▸ **THE PROBLEM**: All of the material below is to be returned exactly.

▸ **GIVEN INFORMATION**:
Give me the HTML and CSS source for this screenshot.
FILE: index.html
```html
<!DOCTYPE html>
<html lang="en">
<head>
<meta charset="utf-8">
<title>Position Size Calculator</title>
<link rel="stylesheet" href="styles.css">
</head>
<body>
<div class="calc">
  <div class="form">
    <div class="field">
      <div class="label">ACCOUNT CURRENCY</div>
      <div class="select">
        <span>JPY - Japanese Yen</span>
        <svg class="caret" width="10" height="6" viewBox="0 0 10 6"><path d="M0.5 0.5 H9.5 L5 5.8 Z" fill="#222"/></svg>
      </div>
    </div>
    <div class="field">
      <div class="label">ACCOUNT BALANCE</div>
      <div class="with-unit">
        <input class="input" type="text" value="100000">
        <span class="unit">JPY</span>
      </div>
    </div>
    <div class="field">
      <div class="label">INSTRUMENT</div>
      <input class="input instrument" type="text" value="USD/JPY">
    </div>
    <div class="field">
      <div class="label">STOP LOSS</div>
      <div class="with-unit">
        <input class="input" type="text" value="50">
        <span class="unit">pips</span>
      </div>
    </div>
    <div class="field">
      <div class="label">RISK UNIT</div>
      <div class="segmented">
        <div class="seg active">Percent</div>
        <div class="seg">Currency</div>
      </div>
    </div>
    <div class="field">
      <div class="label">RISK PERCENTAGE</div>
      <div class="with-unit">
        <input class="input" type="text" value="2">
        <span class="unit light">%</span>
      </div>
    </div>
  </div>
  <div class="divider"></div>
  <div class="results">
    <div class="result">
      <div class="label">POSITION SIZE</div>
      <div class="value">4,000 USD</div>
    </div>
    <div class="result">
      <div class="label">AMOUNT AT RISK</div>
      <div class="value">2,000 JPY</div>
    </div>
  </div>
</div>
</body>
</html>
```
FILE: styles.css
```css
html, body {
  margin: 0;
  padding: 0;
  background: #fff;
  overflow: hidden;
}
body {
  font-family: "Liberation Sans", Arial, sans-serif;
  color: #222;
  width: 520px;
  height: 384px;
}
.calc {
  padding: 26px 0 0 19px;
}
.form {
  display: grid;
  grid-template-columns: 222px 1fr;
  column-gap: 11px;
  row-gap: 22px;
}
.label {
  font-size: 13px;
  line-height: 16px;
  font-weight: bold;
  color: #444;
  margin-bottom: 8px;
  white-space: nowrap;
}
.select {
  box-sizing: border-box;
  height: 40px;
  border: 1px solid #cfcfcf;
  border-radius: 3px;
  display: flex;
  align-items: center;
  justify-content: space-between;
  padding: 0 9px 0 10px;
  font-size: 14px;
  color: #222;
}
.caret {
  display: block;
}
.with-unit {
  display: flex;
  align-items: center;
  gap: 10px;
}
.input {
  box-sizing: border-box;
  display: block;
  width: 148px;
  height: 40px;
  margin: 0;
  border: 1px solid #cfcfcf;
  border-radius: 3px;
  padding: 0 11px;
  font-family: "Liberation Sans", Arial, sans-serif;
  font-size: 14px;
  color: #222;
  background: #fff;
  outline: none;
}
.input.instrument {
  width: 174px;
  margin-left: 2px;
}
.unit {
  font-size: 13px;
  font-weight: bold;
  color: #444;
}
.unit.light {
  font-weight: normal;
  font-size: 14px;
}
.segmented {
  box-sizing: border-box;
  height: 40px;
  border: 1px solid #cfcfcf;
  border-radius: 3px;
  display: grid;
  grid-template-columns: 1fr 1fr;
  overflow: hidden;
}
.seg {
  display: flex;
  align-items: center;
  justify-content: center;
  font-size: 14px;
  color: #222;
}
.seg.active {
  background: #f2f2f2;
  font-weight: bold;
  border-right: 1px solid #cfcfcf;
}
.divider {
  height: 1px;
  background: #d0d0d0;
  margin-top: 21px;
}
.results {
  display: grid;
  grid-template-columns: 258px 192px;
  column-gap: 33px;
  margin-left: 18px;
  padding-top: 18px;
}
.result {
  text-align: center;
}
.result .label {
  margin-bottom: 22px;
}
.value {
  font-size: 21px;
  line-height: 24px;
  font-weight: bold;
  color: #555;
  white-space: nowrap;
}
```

▸ **RESULT**:
Give me the HTML and CSS source for this screenshot.
FILE: index.html
```html
<!DOCTYPE html>
<html lang="en">
<head>
<meta charset="utf-8">
<title>Position Size Calculator</title>
<link rel="stylesheet" href="styles.css">
</head>
<body>
<div class="calc">
  <div class="form">
    <div class="field">
      <div class="label">ACCOUNT CURRENCY</div>
      <div class="select">
        <span>JPY - Japanese Yen</span>
        <svg class="caret" width="10" height="6" viewBox="0 0 10 6"><path d="M0.5 0.5 H9.5 L5 5.8 Z" fill="#222"/></svg>
      </div>
    </div>
    <div class="field">
      <div class="label">ACCOUNT BALANCE</div>
      <div class="with-unit">
        <input class="input" type="text" value="100000">
        <span class="unit">JPY</span>
      </div>
    </div>
    <div class="field">
      <div class="label">INSTRUMENT</div>
      <input class="input instrument" type="text" value="USD/JPY">
    </div>
    <div class="field">
      <div class="label">STOP LOSS</div>
      <div class="with-unit">
        <input class="input" type="text" value="50">
        <span class="unit">pips</span>
      </div>
    </div>
    <div class="field">
      <div class="label">RISK UNIT</div>
      <div class="segmented">
        <div class="seg active">Percent</div>
        <div class="seg">Currency</div>
      </div>
    </div>
    <div class="field">
      <div class="label">RISK PERCENTAGE</div>
      <div class="with-unit">
        <input class="input" type="text" value="2">
        <span class="unit light">%</span>
      </div>
    </div>
  </div>
  <div class="divider"></div>
  <div class="results">
    <div class="result">
      <div class="label">POSITION SIZE</div>
      <div class="value">4,000 USD</div>
    </div>
    <div class="result">
      <div class="label">AMOUNT AT RISK</div>
      <div class="value">2,000 JPY</div>
    </div>
  </div>
</div>
</body>
</html>
```
FILE: styles.css
```css
html, body {
  margin: 0;
  padding: 0;
  background: #fff;
  overflow: hidden;
}
body {
  font-family: "Liberation Sans", Arial, sans-serif;
  color: #222;
  width: 520px;
  height: 384px;
}
.calc {
  padding: 26px 0 0 19px;
}
.form {
  display: grid;
  grid-template-columns: 222px 1fr;
  column-gap: 11px;
  row-gap: 22px;
}
.label {
  font-size: 13px;
  line-height: 16px;
  font-weight: bold;
  color: #444;
  margin-bottom: 8px;
  white-space: nowrap;
}
.select {
  box-sizing: border-box;
  height: 40px;
  border: 1px solid #cfcfcf;
  border-radius: 3px;
  display: flex;
  align-items: center;
  justify-content: space-between;
  padding: 0 9px 0 10px;
  font-size: 14px;
  color: #222;
}
.caret {
  display: block;
}
.with-unit {
  display: flex;
  align-items: center;
  gap: 10px;
}
.input {
  box-sizing: border-box;
  display: block;
  width: 148px;
  height: 40px;
  margin: 0;
  border: 1px solid #cfcfcf;
  border-radius: 3px;
  padding: 0 11px;
  font-family: "Liberation Sans", Arial, sans-serif;
  font-size: 14px;
  color: #222;
  background: #fff;
  outline: none;
}
.input.instrument {
  width: 174px;
  margin-left: 2px;
}
.unit {
  font-size: 13px;
  font-weight: bold;
  color: #444;
}
.unit.light {
  font-weight: normal;
  font-size: 14px;
}
.segmented {
  box-sizing: border-box;
  height: 40px;
  border: 1px solid #cfcfcf;
  border-radius: 3px;
  display: grid;
  grid-template-columns: 1fr 1fr;
  overflow: hidden;
}
.seg {
  display: flex;
  align-items: center;
  justify-content: center;
  font-size: 14px;
  color: #222;
}
.seg.active {
  background: #f2f2f2;
  font-weight: bold;
  border-right: 1px solid #cfcfcf;
}
.divider {
  height: 1px;
  background: #d0d0d0;
  margin-top: 21px;
}
.results {
  display: grid;
  grid-template-columns: 258px 192px;
  column-gap: 33px;
  margin-left: 18px;
  padding-top: 18px;
}
.result {
  text-align: center;
}
.result .label {
  margin-bottom: 22px;
}
.value {
  font-size: 21px;
  line-height: 24px;
  font-weight: bold;
  color: #555;
  white-space: nowrap;
}
```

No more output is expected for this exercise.